The Sunday Telegraph has highlighted a series of concerns, including the revelation that almost £500 million of overseas aid was diverted to consultants last year.
Bangladesh receives around £250 million a year from Britain’s £8 billion annual aid budget.
DfID has spent £5 million making Sanglap (“Dialogue”), a TV and radio show in which politicians and audience members debate current affairs.
Filmed at different locations around Bangladesh, which has a population of 160 million, it is made in partnership with a local TV production company and the BBC World Service Trust, a charity linked to the Corporation which runs media projects in developing countries.
A new series starts this month, and the BBC says that 21 million people have watched the show or heard it on radio since broadcasts began in 2005. Moderators of the debates have included Mithila Farzana and Shakeel Anwar, both local BBC presenters.
Further British aid spending in Bangladesh that the MPs have questioned include:
* £21.2 million on a road maintenance project, later pulled due to “fiduciary irregularities” after it emerged that less than 10 per cent of the funding had been spent on roads.
* £22.7 million to bail out debt-laden state-owned businesses.
* £13.1 million on training 1,700 civil servants to “develop and deliver pro-poor policy and practice”. The MPs say that this is an enormous sum, considering the average annual salary of such officials is around £600.
* More than £200,000 on encouraging the introduction of freedom of information laws.
Anne Main, Conservative MP for St Albans, said: “There needs to be a fundamental overhaul of how DfID chooses which projects it funds and how it reports what this spending has achieved.
“While out in Bangladesh we found charities treating cataracts for just £30 — it was easy to see the value of that. Unfortunately, DfID does not publish the business cases explaining why they support certain projects.
“I would say these civil servants need to go on transparency course — their language is opaque and tortuous. If I hear the word ’empower’ in a DfID document again I will scream.”
Mrs Main visited Bangladesh in September with two fellow Tory MPs, Bob Blackman and Nick De Bois, to inspect schools, charities and other projects looking for funding.
They have raised their concerns with Alan Duncan, the development minister responsible for aid to Bangladesh.
One source at DfID said: “Alan was impressed by the work these MPs have done. Many of the projects they have looked at took place under the Labour government.
“We feel the quality of language used by the Government has improved and that DfID is one of the most transparent aid departments in the world.”
Mr De Bois, the MP for Enfield North, said: “We went out there to find good projects that we thought the British taxpayer should be helping. We found many such schemes that are not getting that support, so when we got back we started to look at where DfID’s Bangladesh money is going.

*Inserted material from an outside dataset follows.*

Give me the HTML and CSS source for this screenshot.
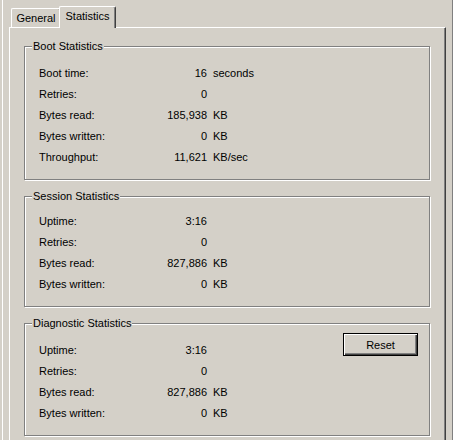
FILE: index.html
```html
<!DOCTYPE html>
<html>
<head>
<meta charset="utf-8">
<link rel="stylesheet" href="styles.css">
</head>
<body>
<div class="frame">
  <div class="tabs">
    <div class="tab">General</div>
    <div class="tab active">Statistics</div>
  </div>
  <div class="pane">
    <div class="group">
      <div class="title">Boot Statistics</div>
      <div class="rows">
        <div class="row"><span>Boot time:</span><span class="val">16</span><span class="unit">seconds</span></div>
        <div class="row"><span>Retries:</span><span class="val">0</span><span class="unit"></span></div>
        <div class="row"><span>Bytes read:</span><span class="val">185,938</span><span class="unit">KB</span></div>
        <div class="row"><span>Bytes written:</span><span class="val">0</span><span class="unit">KB</span></div>
        <div class="row"><span>Throughput:</span><span class="val">11,621</span><span class="unit">KB/sec</span></div>
      </div>
    </div>
    <div class="group session">
      <div class="title">Session Statistics</div>
      <div class="rows">
        <div class="row"><span>Uptime:</span><span class="val">3:16</span><span class="unit"></span></div>
        <div class="row"><span>Retries:</span><span class="val">0</span><span class="unit"></span></div>
        <div class="row"><span>Bytes read:</span><span class="val">827,886</span><span class="unit">KB</span></div>
        <div class="row"><span>Bytes written:</span><span class="val">0</span><span class="unit">KB</span></div>
      </div>
    </div>
    <div class="group">
      <div class="title">Diagnostic Statistics</div>
      <div class="body">
        <div class="rows">
          <div class="row"><span>Uptime:</span><span class="val">3:16</span><span class="unit"></span></div>
          <div class="row"><span>Retries:</span><span class="val">0</span><span class="unit"></span></div>
          <div class="row"><span>Bytes read:</span><span class="val">827,886</span><span class="unit">KB</span></div>
          <div class="row"><span>Bytes written:</span><span class="val">0</span><span class="unit">KB</span></div>
        </div>
        <button class="btn">Reset</button>
      </div>
    </div>
  </div>
</div>
</body>
</html>
```

FILE: styles.css
```css
html, body {
  margin: 0;
  height: 100%;
}
body {
  background: #d4d0c8;
  color: #000;
  font: 11px "Liberation Sans", Arial, sans-serif;
  overflow: hidden;
}
.frame {
  box-sizing: border-box;
  margin-left: 2px;
  width: 451px;
  height: 440px;
  padding: 6px 6px 0 6px;
  border-left: 1px solid #fff;
  border-right: 1px solid #808080;
}
.tabs {
  display: flex;
  align-items: flex-end;
  height: 21px;
  padding-left: 2px;
}
.tab {
  box-sizing: border-box;
  height: 19px;
  line-height: 18px;
  text-align: center;
  border-top: 1px solid #fff;
  border-left: 1px solid #fff;
  border-right: 1px solid #404040;
  border-radius: 2px 2px 0 0;
  box-shadow: inset -1px 0 0 #808080;
}
.tab:first-child {
  width: 50px;
}
.tab.active {
  position: relative;
  z-index: 1;
  width: 57px;
  height: 22px;
  margin-left: -2px;
  margin-bottom: -1px;
  line-height: 18px;
  padding-bottom: 3px;
  background: #d4d0c8;
}
.pane {
  box-sizing: border-box;
  height: 420px;
  padding: 18px 15px 0 14px;
  border-top: 1px solid #fff;
  border-left: 1px solid #fff;
  border-right: 1px solid #404040;
  box-shadow: inset -1px 0 0 #808080;
}
.group {
  margin-bottom: 16px;
  border: 1px solid #808080;
  box-shadow: inset 1px 1px 0 #fff, 1px 1px 0 #fff;
}
.title {
  width: max-content;
  margin: -7px 0 0 7px;
  padding: 0 1px;
  line-height: 13px;
  background: #d4d0c8;
}
.rows {
  padding: 9px 0 12px 14px;
}
.session .rows {
  padding-top: 7px;
}
.row {
  display: grid;
  grid-template-columns: 110px 58px auto;
  height: 21px;
  align-items: center;
  white-space: nowrap;
}
.val {
  text-align: right;
}
.unit {
  padding-left: 6px;
}
.body {
  display: flex;
  justify-content: space-between;
  align-items: flex-start;
}
.btn {
  box-sizing: border-box;
  width: 75px;
  height: 23px;
  margin: 3px 11px 0 0;
  padding: 0;
  font: inherit;
  color: #000;
  background: #d4d0c8;
  border: 1px solid #000;
  border-radius: 0;
  box-shadow: inset 1px 1px 0 #fff, inset -1px -1px 0 #404040, inset -2px -2px 0 #808080;
}
```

“It was pleasing that the department has opened themselves up to us, but there is clearly some work where they cannot demonstrate a value for money case.”
DfID defended spending on encouraging foreign governments to develop freedom of information laws.
“The evidence shows that when ordinary people get access to information, they can and will hold those in power to account,” a spokesman said.
DfID also said that paying off the debt of state-owned businesses helped the Bangladeshi government to wind them down and “concentrate on better value and more effective pro-poor development programmes”.
Earlier this year, Mr Duncan castigated civil servants at DfID for their overuse of such terms as “access”, “catalyse”, “showcase” and “going forward”, warning that “excessive use of jargon endangers DfID’s reputation”.
One DfID document reads: “We aim to increase Bangladeshis’ access to information through enactment of a progressive right to information law, empowerment of individuals and civil society organisations to demand information to advocate their interests, and facilitate change in culture and capacity of public officials to supply information.”